神奈川県鎌倉市立大船中学校で2015年10月22日、3年生を対象にした企業による出前授業が行われ、読売新聞教育ネットワークに参加している4企業がそれぞれの企業の社会的な役割やキャリア教育を生徒たちに教えた。
東レ株式会社医薬研究所(鎌倉市)の森山正樹研究員が「先端材料と地球環境問題とのかかわり~素材が社会を変える~」と題して授業を行い、3年生38人の生徒が熱心に聞き入った。
森山さんは、エアコン、車、テレビ、スマホ、洋服など様々な製品に東レの作った素材が使われている、と説明。その例として、ヒートテックを挙げた。「東レ」という会社を知らなかった生徒たちも、よく知られているヒートテックに使われる繊維が東レ製、と知って驚いた様子だ。
「生地は薄いけれども温かい」というヒートテック素材の特長の仕組みを、髪の毛の10分の1の細い繊維を作り、空気のポケットをたくさん作って保温性を高めていること、水に触れると2度から3度温度を高くする機能があるレーヨンという繊維を使うことで熱を発している、とわかりやすく解説した。
地球環境問題を考える材料として森山さんが取りあげたのが「水」。地球上に存在する水で、生活に使うことのできる真水はわずか2.5%しかない。残る97.5%は海水だ。その真水でも生活に使う湖や川の水はわずか0.01%しかなく、水がいかに貴重かを説明した後、東レが作っている、汚れた水を浄化するのに使う先端材料「中空糸膜」で実験を行った。
グループごとの各テーブルには絵の具で色の付いた色水が置かれている。これをろ紙でこしても水の色は消えないが、中空糸膜でろ過すると透明な水になる。一方、中空糸膜でも、塩水はろ過できないことを確認し、物質の粒子の大きさの違いによってろ過できるものとできないものがあることを学んだ。
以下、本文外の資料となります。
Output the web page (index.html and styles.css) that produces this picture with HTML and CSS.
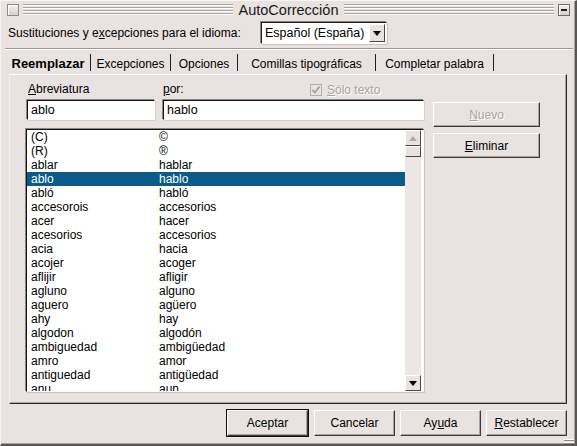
FILE: index.html
```html
<!DOCTYPE html>
<html lang="es">
<head>
<meta charset="utf-8">
<title>AutoCorrección</title>
<link rel="stylesheet" href="styles.css">
</head>
<body>
<div class="window">
  <div class="titlebar">
    <span class="tbtn"></span>
    <span class="groove"></span>
    <span class="title">AutoCorrección</span>
    <span class="groove"></span>
    <span class="tbtn min"><span class="dash"></span></span>
  </div>

  <div class="langrow">
    <span class="langlabel">Sustituciones y e<u>x</u>cepciones para el idioma:</span>
    <div class="combo">
      <span class="combo-text">Español (España)</span>
      <span class="combo-btn"><span class="arrow-down"></span></span>
    </div>
  </div>
  <div class="sep"></div>

  <div class="tabs">
    <span class="tab active">Reemplazar</span>
    <span class="tab t2">Excepciones</span>
    <span class="tab t3">Opciones</span>
    <span class="tab t4">Comillas tipográficas</span>
    <span class="tab t5">Completar palabra</span>
  </div>

  <div class="panel">
    <div class="left">
      <div class="labels">
        <span class="lab-abr"><u>A</u>breviatura</span>
        <span class="lab-por"><u>p</u>or:</span>
        <span class="chk">
          <span class="chkbox"><svg width="10" height="10" viewBox="0 0 10 10"><path d="M1.5 5 L4 7.5 L8.5 1.5" fill="none" stroke="#a6a2a0" stroke-width="1.8"/></svg></span>
          <span class="dis"><u>S</u>ólo texto</span>
        </span>
      </div>
      <div class="inputs">
        <div class="field f1">ablo</div>
        <div class="field f2">hablo</div>
      </div>
      <div class="list">
        <div class="rows">
          <div class="row"><span class="c1">(C)</span><span class="c2">©</span></div>
          <div class="row"><span class="c1">(R)</span><span class="c2">®</span></div>
          <div class="row"><span class="c1">ablar</span><span class="c2">hablar</span></div>
          <div class="row sel"><span class="c1">ablo</span><span class="c2">hablo</span></div>
          <div class="row"><span class="c1">abló</span><span class="c2">habló</span></div>
          <div class="row"><span class="c1">accesorois</span><span class="c2">accesorios</span></div>
          <div class="row"><span class="c1">acer</span><span class="c2">hacer</span></div>
          <div class="row"><span class="c1">acesorios</span><span class="c2">accesorios</span></div>
          <div class="row"><span class="c1">acia</span><span class="c2">hacia</span></div>
          <div class="row"><span class="c1">acojer</span><span class="c2">acoger</span></div>
          <div class="row"><span class="c1">aflijir</span><span class="c2">afligir</span></div>
          <div class="row"><span class="c1">agluno</span><span class="c2">alguno</span></div>
          <div class="row"><span class="c1">aguero</span><span class="c2">agüero</span></div>
          <div class="row"><span class="c1">ahy</span><span class="c2">hay</span></div>
          <div class="row"><span class="c1">algodon</span><span class="c2">algodón</span></div>
          <div class="row"><span class="c1">ambiguedad</span><span class="c2">ambigüedad</span></div>
          <div class="row"><span class="c1">amro</span><span class="c2">amor</span></div>
          <div class="row"><span class="c1">antiguedad</span><span class="c2">antigüedad</span></div>
          <div class="row"><span class="c1">anu</span><span class="c2">aun</span></div>
        </div>
        <div class="scrollbar">
          <div class="sbtn"><span class="arrow-up"></span></div>
          <div class="thumb"></div>
          <div class="track"></div>
          <div class="sbtn"><span class="arrow-down"></span></div>
        </div>
      </div>
    </div>
    <div class="right">
      <div class="btn disabled"><u>N</u>uevo</div>
      <div class="btn"><u>E</u>liminar</div>
    </div>
  </div>

  <div class="footer">
    <div class="btn fbtn default">Aceptar</div>
    <div class="btn fbtn">Cancelar</div>
    <div class="btn fbtn">Ay<u>u</u>da</div>
    <div class="btn fbtn"><u>R</u>establecer</div>
  </div>
  <div class="grip"></div>
</div>
</body>
</html>
```

FILE: styles.css
```css
* { box-sizing: border-box; }
html, body { margin: 0; padding: 0; background: #e8e2e0; }
body {
  font-family: "Liberation Sans", Arial, sans-serif;
  font-size: 12px;
  color: #000;
}
u { text-decoration: underline; text-underline-offset: 1px; }

.window {
  position: relative;
  width: 577px;
  height: 446px;
  background: #e8e2e0;
  border-top: 1px solid #f8f4f2;
  border-left: 1px solid #f8f4f2;
  border-right: 2px solid #5a5654;
  border-bottom: 2px solid #5a5654;
  box-shadow: inset -1px -1px 0 #a9a4a2;
  display: flex;
  flex-direction: column;
}

/* title bar */
.titlebar {
  height: 17px;
  display: flex;
  align-items: center;
  padding: 1px 5px 0 6px;
}
.tbtn {
  width: 12px;
  height: 12px;
  border: 1px solid #8e8a88;
  background: linear-gradient(#f4f0ee, #d6d0ce);
  box-shadow: inset 1px 1px 0 #ffffff;
  display: flex;
  align-items: center;
  justify-content: center;
  flex: none;
}
.tbtn.min { border-color: #6e6a68; }
.dash { width: 6px; height: 2px; background: #222; }
.groove {
  flex: 1;
  height: 12px;
  margin: 0 4px;
  background: repeating-linear-gradient(to bottom, #aaa5a3 0, #aaa5a3 1px, #ffffff 1px, #ffffff 2px, transparent 2px, transparent 3px);
}
.groove:first-of-type { margin-left: 3px; }
.title {
  font-size: 14.5px;
  color: #1a1a1a;
  padding: 0 2px;
  line-height: 17px;
}

/* language row */
.langrow {
  display: flex;
  align-items: center;
  height: 22px;
  margin-top: 4px;
  padding-left: 7px;
}
.langlabel { width: 253px; }
.combo {
  width: 126px;
  height: 22px;
  display: flex;
  align-items: center;
  background: #fff;
  border-top: 1px solid #1a1a1a;
  border-left: 1px solid #1a1a1a;
  border-right: 1px solid #ffffff;
  border-bottom: 1px solid #ffffff;
  box-shadow: -1px -1px 0 #8a8684, 1px 1px 0 #c8c2c0;
}
.combo-text { flex: 1; padding-left: 3px; font-size: 12.5px; }
.combo-btn {
  width: 16px;
  height: 18px;
  margin-right: 1px;
  background: #e8e2e0;
  border-top: 1px solid #fff;
  border-left: 1px solid #fff;
  border-right: 1px solid #4a4644;
  border-bottom: 1px solid #4a4644;
  display: flex;
  align-items: center;
  justify-content: center;
}
.arrow-down {
  width: 0; height: 0;
  border-left: 4px solid transparent;
  border-right: 4px solid transparent;
  border-top: 5px solid #000;
}
.arrow-up {
  width: 0; height: 0;
  border-left: 4px solid transparent;
  border-right: 4px solid transparent;
  border-bottom: 5px solid #b0aba9;
}

.sep {
  height: 2px;
  margin: 4px 2px 0 4px;
  border-top: 1px solid #9c9896;
  border-bottom: 1px solid #ffffff;
}

/* tabs */
.tabs {
  display: flex;
  height: 21px;
  margin-top: 3px;
  padding-left: 8px;
  align-items: stretch;
}
.tab {
  display: flex;
  align-items: center;
  justify-content: center;
  border-right: 1px solid #1e1e1e;
  padding-top: 2px;
  margin-bottom: 3px;
  margin-top: 1px;
  flex: none;
}
.tab.active { width: 82px; font-weight: bold; font-size: 13px; padding-right: 3px; }
.t2 { width: 80px; }
.t3 { width: 67px; }
.t4 { width: 138px; }
.t5 { width: 118px; }

/* panel */
.panel {
  height: 330px;
  margin: 0 8px 0 8px;
  border-top: 1px solid #ffffff;
  border-left: 1px solid #f4f0ee;
  border-right: 1px solid #2a2a2a;
  border-bottom: 1px solid #2a2a2a;
  box-shadow: inset -1px -1px 0 #a9a4a2;
  display: flex;
  padding: 7px 0 0 16px;
}
.left { width: 398px; display: flex; flex-direction: column; }
.labels {
  height: 18px;
  display: flex;
  align-items: flex-start;
}
.lab-abr { margin-left: 2px; width: 135px; }
.lab-por { width: 147px; }
.chk { display: flex; align-items: center; gap: 5px; margin-top: 1px; }
.chkbox {
  width: 12px; height: 12px;
  border: 1px solid #b4afad;
  background: #e8e2e0;
  display: flex; align-items: center; justify-content: center;
}
.dis { color: #a9a4a2; text-shadow: 1px 1px 0 #fff; }

.inputs { display: flex; height: 20px; }
.field {
  height: 20px;
  background: #fff;
  border-top: 1px solid #141414;
  border-left: 1px solid #141414;
  border-right: 1px solid #ffffff;
  border-bottom: 1px solid #ffffff;
  box-shadow: -1px -1px 0 #8a8684, 1px 1px 0 #d4cecc;
  padding-left: 3px;
  line-height: 18px;
  font-size: 12.5px;
}
.f1 { width: 128px; margin-left: 1px; }
.f2 { width: 261px; margin-left: 8px; }

.list {
  margin-top: 9px;
  width: 398px;
  height: 263px;
  background: #fff;
  border-top: 1px solid #141414;
  border-left: 1px solid #141414;
  border-right: 1px solid #fbfbfb;
  border-bottom: 1px solid #fbfbfb;
  box-shadow: -1px -1px 0 #8a8684, 1px 1px 0 #c9c3c1;
  display: flex;
  overflow: hidden;
}
.rows { width: 378px; overflow: hidden; }
.row { height: 14px; line-height: 14px; display: flex; white-space: nowrap; }
.row .c1 { width: 132px; padding-left: 4px; }
.row.sel { background: #0c5a89; color: #fff; }

.scrollbar {
  width: 16px;
  margin-right: 2px;
  display: flex;
  flex-direction: column;
  background: #ece7e5;
}
.sbtn {
  height: 16px;
  background: #e8e2e0;
  border-top: 1px solid #ffffff;
  border-left: 1px solid #ffffff;
  border-right: 1px solid #4c4846;
  border-bottom: 1px solid #4c4846;
  display: flex; align-items: center; justify-content: center;
  flex: none;
}
.thumb {
  height: 11px;
  background: #e8e2e0;
  border-top: 1px solid #ffffff;
  border-left: 1px solid #ffffff;
  border-right: 1px solid #4c4846;
  border-bottom: 1px solid #4c4846;
  flex: none;
}
.track { flex: 1; }

.right {
  margin-left: 9px;
  padding-top: 20px;
  display: flex;
  flex-direction: column;
  gap: 6px;
}
.btn {
  width: 107px;
  height: 25px;
  flex: none;
  display: flex; align-items: center; justify-content: center;
  background: #e8e2e0;
  border-top: 1px solid #ffffff;
  border-left: 1px solid #ffffff;
  border-right: 1px solid #3c3836;
  border-bottom: 1px solid #3c3836;
  box-shadow: inset -1px -1px 0 #a9a4a2;
}
.btn.disabled { color: #a9a4a2; text-shadow: 1px 1px 0 #fff; }

.footer {
  display: flex;
  justify-content: flex-end;
  gap: 5px;
  margin-top: 6px;
  padding-right: 8px;
}
.fbtn { width: 81px; height: 26px; }
.fbtn.default { outline: 1px solid #111; outline-offset: 0; margin-right: 1px; }

.grip {
  position: absolute;
  right: 1px;
  bottom: 0;
  width: 10px;
  height: 5px;
  background: repeating-linear-gradient(to bottom, #ffffff 0, #ffffff 1px, #8c8886 1px, #8c8886 2px, transparent 2px, transparent 3px);
}
```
さらに塩水に含まれる塩の粒子は、「逆浸透膜」という隙間の大きさが1ミリの100万分の1の先端材料を使えば海水を淡水化できる、と説明、実際にアルジェリアや沖縄県北谷町の淡水化プラントで使われていることを紹介した。
次に地球温暖化問題の解決策として取り上げた先端材料は炭素繊維。1ミリ平方メートルの断面積の化学繊維、ガラス繊維、炭素繊維を比較すると、化学繊維は60キロ、ガラス繊維は250キロのものを持ち上げられるのに対して、炭素繊維は700キロのものを持ち上げられる。一方、同じ容積の鉄と比べると重さは4分の1だ、と軽さも説明。
その上で、最新の航空機では炭素繊維が半分も使われており、これを10年間運航した場合には、従来の飛行機と比べて、2万7000トンもの二酸化炭素を削減できるし、燃費も格段に向上できると地球温暖化にも貢献できることを強調した。
最後に、森山さんは、自分の経験を踏まえて、(1)夢を持ち続けよう (2)不思議に思う気持ちを大事にしよう (3)好きなことや得意なことを見つけよう (4)みんなの良いところを見つけよう (5)思いきってチャレンジしよう――の5つをメッセージとして伝えた。
授業を受けた鈴木優(ゆう)さんは「これまで漠然と食品加工会社で働きたい、と思っていたが、中空糸膜で水に困っている人を助けられる、炭素繊維で地球環境問題解決のきっかけにできると学んだ。そういう視点を持ったことがなかったので、自分の職業を選ぶ際の参考にしたい」と笑顔で話した。